Blue Dreamz Advertising Pvt. Ltd. & Anr vs The Kolkata Municipal Corporation & Ors on 23 December, 2016

Author: I.P. Mukerji

Bench: I.P. Mukerji

                   IN THE HIGH COURT AT CALCUTTA
                       Constitutional Writ Jurisdiction
                             Appellate Side

                        W.P. No. 6616 (W) of 2016

            Blue Dreamz Advertising Pvt. Ltd. & Anr.
                               v.
          The Kolkata Municipal Corporation & Ors.



For the petitioners:-     Mr. Kishore Dutta, Sr. Advocate
                          Mr. Arjun Roy Mukherjee
                                                ...Advocates

For the K.M.C:-          Mr. L.K. Gupta, A.A.G.
                         Mr. Alok Kumar Ghosh
                         Mr. Gopal Chandra Das
                         Ms. Piyali Sengupta
                                                  ...Advocates

For the Municipality:- Mr. N.C. Behani
                                                  ...Advocate


Judgement On: -          23rd December, 2016

I.P. MUKERJI, J.

Blue Dreamz Advertising Private Limited, the writ petitioner does the business of displaying advertisements of their clients. They do so in various places of West Bengal including the area covered by the Kolkata Municipal Corporation.
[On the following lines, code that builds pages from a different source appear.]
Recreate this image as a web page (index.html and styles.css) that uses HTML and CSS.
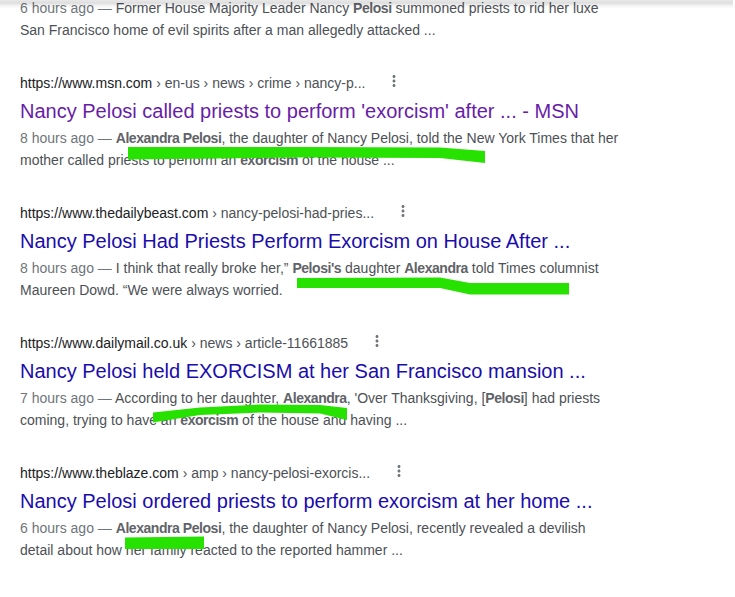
FILE: index.html
```html
<!DOCTYPE html>
<html lang="en">
<head>
<meta charset="utf-8">
<title>Search results</title>
<link rel="stylesheet" href="styles.css">
</head>
<body>
<div class="page">
  <div class="topshade"></div>
  <div class="results">
    <div class="result">
      <div class="snippet"><span class="date">6 hours ago — </span>Former House Majority Leader Nancy <em>Pelosi</em> summoned priests to rid her luxe San Francisco home of evil spirits after a man allegedly attacked ...</div>
    </div>

    <div class="result">
      <div class="url"><cite>https://www.msn.com<span class="crumbs"> › en-us › news › crime › nancy-p...</span></cite><span class="more"><svg viewBox="0 0 24 24" width="18" height="18"><path d="M12 8c1.1 0 2-.9 2-2s-.9-2-2-2-2 .9-2 2 .9 2 2 2zm0 2c-1.1 0-2 .9-2 2s.9 2 2 2 2-.9 2-2-.9-2-2-2zm0 6c-1.1 0-2 .9-2 2s.9 2 2 2 2-.9 2-2-.9-2-2-2z"/></svg></span></div>
      <h3 class="title visited">Nancy Pelosi called priests to perform 'exorcism' after ... - MSN</h3>
      <div class="snippet"><span class="date">8 hours ago — </span><em>Alexandra Pelosi</em>, the daughter of Nancy Pelosi, told the New York Times that her mother called priests to perform an <em>exorcism</em> of the house ...</div>
    </div>

    <div class="result">
      <div class="url"><cite>https://www.thedailybeast.com<span class="crumbs"> › nancy-pelosi-had-pries...</span></cite><span class="more"><svg viewBox="0 0 24 24" width="18" height="18"><path d="M12 8c1.1 0 2-.9 2-2s-.9-2-2-2-2 .9-2 2 .9 2 2 2zm0 2c-1.1 0-2 .9-2 2s.9 2 2 2 2-.9 2-2-.9-2-2-2zm0 6c-1.1 0-2 .9-2 2s.9 2 2 2 2-.9 2-2-.9-2-2-2z"/></svg></span></div>
      <h3 class="title">Nancy Pelosi Had Priests Perform Exorcism on House After ...</h3>
      <div class="snippet"><span class="date">8 hours ago — </span>I think that really broke her,” <em>Pelosi's</em> daughter <em>Alexandra</em> told Times columnist Maureen Dowd. “We were always worried.</div>
    </div>

    <div class="result">
      <div class="url"><cite>https://www.dailymail.co.uk<span class="crumbs"> › news › article-11661885</span></cite><span class="more"><svg viewBox="0 0 24 24" width="18" height="18"><path d="M12 8c1.1 0 2-.9 2-2s-.9-2-2-2-2 .9-2 2 .9 2 2 2zm0 2c-1.1 0-2 .9-2 2s.9 2 2 2 2-.9 2-2-.9-2-2-2zm0 6c-1.1 0-2 .9-2 2s.9 2 2 2 2-.9 2-2-.9-2-2-2z"/></svg></span></div>
      <h3 class="title">Nancy Pelosi held EXORCISM at her San Francisco mansion ...</h3>
      <div class="snippet"><span class="date">7 hours ago — </span>According to her daughter, <em>Alexandra</em>, 'Over Thanksgiving, [<em>Pelosi</em>] had priests coming, trying to have an <em>exorcism</em> of the house and having ...</div>
    </div>

    <div class="result">
      <div class="url"><cite>https://www.theblaze.com<span class="crumbs"> › amp › nancy-pelosi-exorcis...</span></cite><span class="more"><svg viewBox="0 0 24 24" width="18" height="18"><path d="M12 8c1.1 0 2-.9 2-2s-.9-2-2-2-2 .9-2 2 .9 2 2 2zm0 2c-1.1 0-2 .9-2 2s.9 2 2 2 2-.9 2-2-.9-2-2-2zm0 6c-1.1 0-2 .9-2 2s.9 2 2 2 2-.9 2-2-.9-2-2-2z"/></svg></span></div>
      <h3 class="title">Nancy Pelosi ordered priests to perform exorcism at her home ...</h3>
      <div class="snippet"><span class="date">6 hours ago — </span><em>Alexandra Pelosi</em>, the daughter of Nancy Pelosi, recently revealed a devilish detail about how her family reacted to the reported hammer ...</div>
    </div>
  </div>

  <svg class="marks" viewBox="0 0 735 597" width="735" height="597">
    <polygon points="128,147 300,147 440,147.5 485,151 485,163 440,158 300,157.5 128,159.5"/>
    <polygon points="297,278 440,277.5 470,283 569,283 569,294.5 470,294.5 440,288 297,288"/>
    <polygon points="153,412.5 200,407.5 260,404.5 320,405 347,408 347,420 320,413.5 260,412.5 200,415 153,422.5"/>
    <polygon points="125,537.5 204,536.5 204,549 125,549"/>
  </svg>
</div>
</body>
</html>
```

FILE: styles.css
```css
html, body {
  margin: 0;
  padding: 0;
  background: #fff;
}

.page {
  position: relative;
  width: 735px;
  height: 597px;
  overflow: hidden;
  font-family: "Liberation Sans", Arial, sans-serif;
}

.topshade {
  position: absolute;
  top: 0;
  left: 0;
  right: 2px;
  height: 9px;
  background: linear-gradient(to bottom, rgba(0,0,0,0.09) 0, rgba(0,0,0,0.13) 3px, rgba(0,0,0,0.04) 6px, rgba(0,0,0,0) 9px);
  z-index: 2;
}

.results {
  margin-top: -3px;
  padding-left: 20px;
  display: flex;
  flex-direction: column;
  gap: 31px;
}

.result {
  width: 600px;
}

.url {
  display: flex;
  align-items: flex-start;
  height: 22px;
  line-height: 22px;
  font-size: 14px;
}

.url cite {
  font-style: normal;
  color: #202124;
  white-space: nowrap;
}

.crumbs {
  color: #4d5156;
}

.more {
  margin-left: 20px;
  width: 18px;
  height: 18px;
  fill: #70757a;
  display: block;
}

.more svg {
  display: block;
}

.title {
  margin: 4px 0 0;
  font-size: 20px;
  font-weight: normal;
  line-height: 26px;
  color: #1a0dab;
}

.title.visited {
  color: #681da8;
}

.snippet {
  margin-top: 3px;
  font-size: 14px;
  line-height: 22px;
  color: #4d5156;
}

.result:first-child .snippet {
  margin-top: 0;
}

.snippet em {
  font-style: normal;
  font-weight: bold;
  letter-spacing: -0.45px;
  color: #5f6368;
}

.date {
  color: #70757a;
}

.marks {
  position: absolute;
  top: 0;
  left: 0;
  fill: #27e200;
  pointer-events: none;
}
```
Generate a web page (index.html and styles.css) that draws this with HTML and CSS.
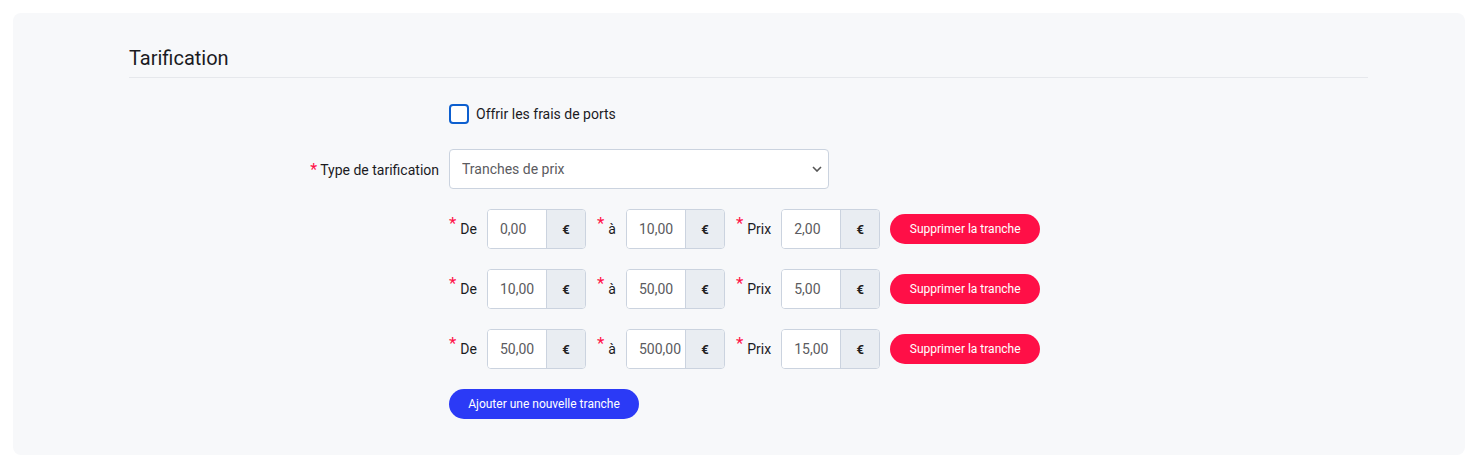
FILE: index.html
```html
<!DOCTYPE html>
<html lang="fr">
<head>
<meta charset="utf-8">
<title>Tarification</title>
<link rel="stylesheet" href="styles.css">
</head>
<body>
<div class="panel">
  <div class="content">
    <h2 class="title">Tarification</h2>
    <div class="form">
      <div class="row row-check">
        <div class="label-col"></div>
        <label class="check">
          <input type="checkbox" class="checkbox">
          <span>Offrir les frais de ports</span>
        </label>
      </div>
      <div class="row row-select">
        <div class="label-col"><span class="req">*</span>Type de tarification</div>
        <div class="select-wrap">
          <select class="select">
            <option>Tranches de prix</option>
          </select>
          <svg class="chev" width="10" height="6" viewBox="0 0 10 6"><path d="M1 1l4 4 4-4" fill="none" stroke="#555" stroke-width="1.6"/></svg>
        </div>
      </div>

      <div class="row">
        <div class="label-col"></div>
        <div class="tranche">
          <div class="field"><span class="flabel"><span class="sreq">*</span>De</span><div class="group"><input class="num" value="0,00"><span class="addon">€</span></div></div>
          <div class="field"><span class="flabel"><span class="sreq">*</span>à</span><div class="group"><input class="num" value="10,00"><span class="addon">€</span></div></div>
          <div class="field"><span class="flabel"><span class="sreq">*</span>Prix</span><div class="group"><input class="num" value="2,00"><span class="addon">€</span></div></div>
          <button class="btn btn-red">Supprimer la tranche</button>
        </div>
      </div>
      <div class="row">
        <div class="label-col"></div>
        <div class="tranche">
          <div class="field"><span class="flabel"><span class="sreq">*</span>De</span><div class="group"><input class="num" value="10,00"><span class="addon">€</span></div></div>
          <div class="field"><span class="flabel"><span class="sreq">*</span>à</span><div class="group"><input class="num" value="50,00"><span class="addon">€</span></div></div>
          <div class="field"><span class="flabel"><span class="sreq">*</span>Prix</span><div class="group"><input class="num" value="5,00"><span class="addon">€</span></div></div>
          <button class="btn btn-red">Supprimer la tranche</button>
        </div>
      </div>
      <div class="row">
        <div class="label-col"></div>
        <div class="tranche">
          <div class="field"><span class="flabel"><span class="sreq">*</span>De</span><div class="group"><input class="num" value="50,00"><span class="addon">€</span></div></div>
          <div class="field"><span class="flabel"><span class="sreq">*</span>à</span><div class="group"><input class="num" value="500,00"><span class="addon">€</span></div></div>
          <div class="field"><span class="flabel"><span class="sreq">*</span>Prix</span><div class="group"><input class="num" value="15,00"><span class="addon">€</span></div></div>
          <button class="btn btn-red">Supprimer la tranche</button>
        </div>
      </div>
      <div class="row">
        <div class="label-col"></div>
        <button class="btn btn-blue">Ajouter une nouvelle tranche</button>
      </div>
    </div>
  </div>
</div>
</body>
</html>
```

FILE: styles.css
```css
* { box-sizing: border-box; }
html, body { margin: 0; background: #fff; }
body {
  padding: 13px 13px 0 13px;
  font-family: Roboto, "Liberation Sans", Arial, sans-serif;
  color: #1b1b1f;
}
.panel {
  background: #f7f8fa;
  border-radius: 8px;
  height: 442px;
  padding: 33px 97px 0 116px;
}
.title {
  margin: 0;
  font-size: 20px;
  font-weight: 400;
  line-height: 24px;
  padding-bottom: 7px;
  border-bottom: 1px solid #e6e8ec;
  color: #1b1b1f;
}
.form {
  display: flex;
  flex-direction: column;
  margin-top: 26px;
}
.row {
  display: flex;
  align-items: center;
}
.label-col {
  width: 320px;
  flex: none;
  padding-right: 10px;
  text-align: right;
  font-size: 14px;
}
.row-check { height: 20px; }
.row-select { margin-top: 25px; margin-bottom: 20px; }
.row:nth-child(n+4) { margin-top: 20px; }
.check {
  display: flex;
  align-items: center;
  gap: 7px;
  font-size: 14px;
  cursor: pointer;
}
.checkbox {
  appearance: none;
  -webkit-appearance: none;
  margin: 0;
  width: 20px;
  height: 20px;
  border: 2px solid #0d5fcf;
  border-radius: 4px;
  background: #fff;
}
.req {
  color: #ff1048;
  font-size: 16px;
  margin-right: 3px;
}
.select-wrap {
  position: relative;
  width: 380px;
  height: 40px;
}
.select {
  appearance: none;
  -webkit-appearance: none;
  width: 100%;
  height: 40px;
  border: 1px solid #cbd3df;
  border-radius: 4px;
  background: #fff;
  padding: 0 12px;
  font-family: inherit;
  font-size: 14px;
  color: #5b5b60;
}
.chev {
  position: absolute;
  right: 7px;
  top: 17px;
}
.tranche {
  display: flex;
  align-items: center;
  gap: 11px;
}
.field {
  display: flex;
  align-items: center;
  gap: 10px;
}
.flabel {
  font-size: 14px;
  display: flex;
  align-items: flex-start;
  padding-top: 1px;
}
.sreq {
  color: #ff1048;
  font-size: 17px;
  line-height: 1;
  margin-right: 4px;
  position: relative;
  top: -6px;
}
.group {
  display: flex;
  height: 40px;
  border: 1px solid #cbd3df;
  border-radius: 4px;
  overflow: hidden;
  background: #fff;
}
.num {
  width: 58px;
  border: 0;
  padding: 0 0 0 12px;
  font-family: inherit;
  font-size: 14px;
  color: #5b5b60;
  background: #fff;
  outline: none;
}
.addon {
  width: 39px;
  background: #e9edf2;
  border-left: 1px solid #cbd3df;
  display: flex;
  align-items: center;
  justify-content: center;
  font-size: 13px;
  font-weight: 700;
  color: #222;
}
.btn {
  border: 0;
  height: 30px;
  border-radius: 15px;
  color: #fff;
  font-family: inherit;
  font-size: 12px;
  font-weight: 400;
  cursor: pointer;
}
.btn-red {
  background: #ff0f47;
  width: 150px;
  margin-left: -1px;
}
.btn-blue {
  background: #2b3af6;
  width: 190px;
}
```
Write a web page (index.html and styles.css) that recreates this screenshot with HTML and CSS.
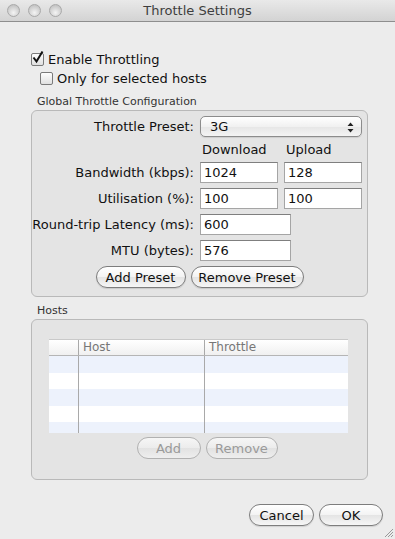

The respondent Corporation on 6th February, 2014 invited tenders for display of advertisements on bus shelters, kiosks and hoardings which were under their control and ownership. The writ petitioner was successful in this tender process. On 28th February, 2014 they were awarded a contract by the respondent Corporation to display advertisements in five clusters, each comprising of 50 hoardings, in total 250 hoardings in the Kolkata Municipal Corporation area. It was for a period of one year commencing from 1st July, 2014 till 30th June, 2015. The writ petitioner had to make payment of a sum of Rs. 3,70,00,000/- per cluster for the entire contract period. Payment was to be made quarterly in advance. Payment per quarter was Rs. 4,62,50,000/-. The letter of the writ petitioner dated 14th November, 2014 to the respondent Corporation is very important. They said that it was the obligation of the respondent to identify and handover these 250 street hoardings and the bus shelters to the petitioner. 250 street hoardings could not be located by them. They were only able to locate 200 of them. The respondent Corporation should only demand payment for 174 hoardings. In other words the writ petitioner claimed novation of the contract by reduction of the number of hoardings and the licence fee.

At this point of time it is very important to note that the disputes between the parties were referred to the Joint Municipal Commissioner (Revenue), Kolkata Municipal Corporation as the arbitrator. The learned arbitrator held a hearing on 13th December, 2014. A joint inspection by the respondent Corporation and the writ petitioner was also made. It further appears that the petitioner made an application before the learned arbitrator under Section 12 of the said Act which is still pending.

On 16th December, 2014 the respondent raised a demand of Rs. 7,75,44,330/- upon the petitioner in respect of the said hoardings from July to December 2014.

On 27th August, 2015 they were issued a show cause notice by the respondent Corporation. It said that an amount of Rs. 16,84,34,431/- which included interest was due and payable by them as licence fee. Furthermore, they allegedly did not execute the agreement for street hoardings, did not submit the bank guarantee and had illegally "shifted" the hoardings. On 15th September, 2015 the writ petitioner made their reply to the show cause notice. They said that the 174 hoardings allotted were "non-lucrative". Amongst other things they said that there was an arbitration agreement clause (Clause No. 18) in the agreement between the parties.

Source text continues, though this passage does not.